WSJ Metropolis Blog: Attorney General Suing Gas Stations for Sandy Price Gouging
May 2, 2013 : By Joe Jackson
New York state Attorney General Eric T. Schneiderman announced Thursday the filing of lawsuits against four gas station operators for price gouging in the wake of superstorm Sandy.
The suits against one Brooklyn station and three in Long Island come after an investigation by Schneiderman’s office that spanned the six months since Sandy struck.
Another 25 gas stations in counties surrounding New York City reached settlements worth $167,8450 with the attorney general’s office over price gouging.
“We want to send a message to the small minority of folks who tried to make a fast buck through illegal conduct that that will not be tolerated in New York State,” Schneiderman said. “This is not just a matter of saving a few dollars. Gasoline can save lives in times of crisis.”

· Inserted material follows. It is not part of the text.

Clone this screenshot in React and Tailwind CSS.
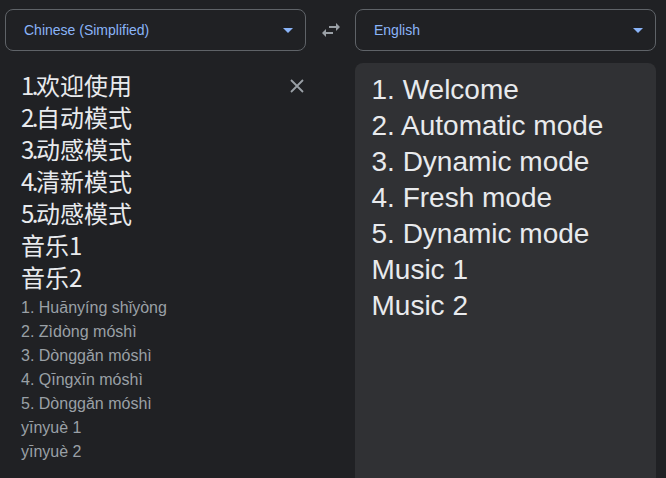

One New York City station was among those sued — Sonomax gas station in Greenpoint, Brooklyn, which allegedly marked up prices by 88% to $4.59 per gallon after the storm, according to a statement from the Attorney General’s office. A call to the station was not immediately returned.
Schneiderman said his office warned retailers the day before the storm hit on Oct. 29 not to improperly elevate prices. But in the aftermath, they received “hundreds and hundreds” of complaints – including as many as 50 against a single station – from consumers about unfair price hikes.
The office then launched its investigation, comparing gas prices before and after the crisis under the state’s Price Gouging Law, which prohibits merchants from taking unfair advantage of consumers by selling goods or services for an “unconscionably excessive price” during disasters.
Schneiderman said if retailers could prove that additional cost burdens occurred to make price increases necessary, those were taken into account. He added, “Unless you have some reason your costs went up, you’re not allowed to inflate your prices. It’s very, very simple.”
“Gas prices don’t lie. Everyone we brought an action against could not defend the unconscionable increase in their gas prices,” he said.
Schneiderman said investigations are ongoing into other instances of price gouging involving hotel rooms, batteries and other services.
State Sen. Brad Hoylman said he is “shocked” that some gasoline station operators were charging up to 500% more than the market rate. “It’s said that after the storm come the vultures. And that’s exactly what happened here,” he said. “In a time of crisis, like a natural disaster which was superstorm Sandy, supply and demand do not apply.”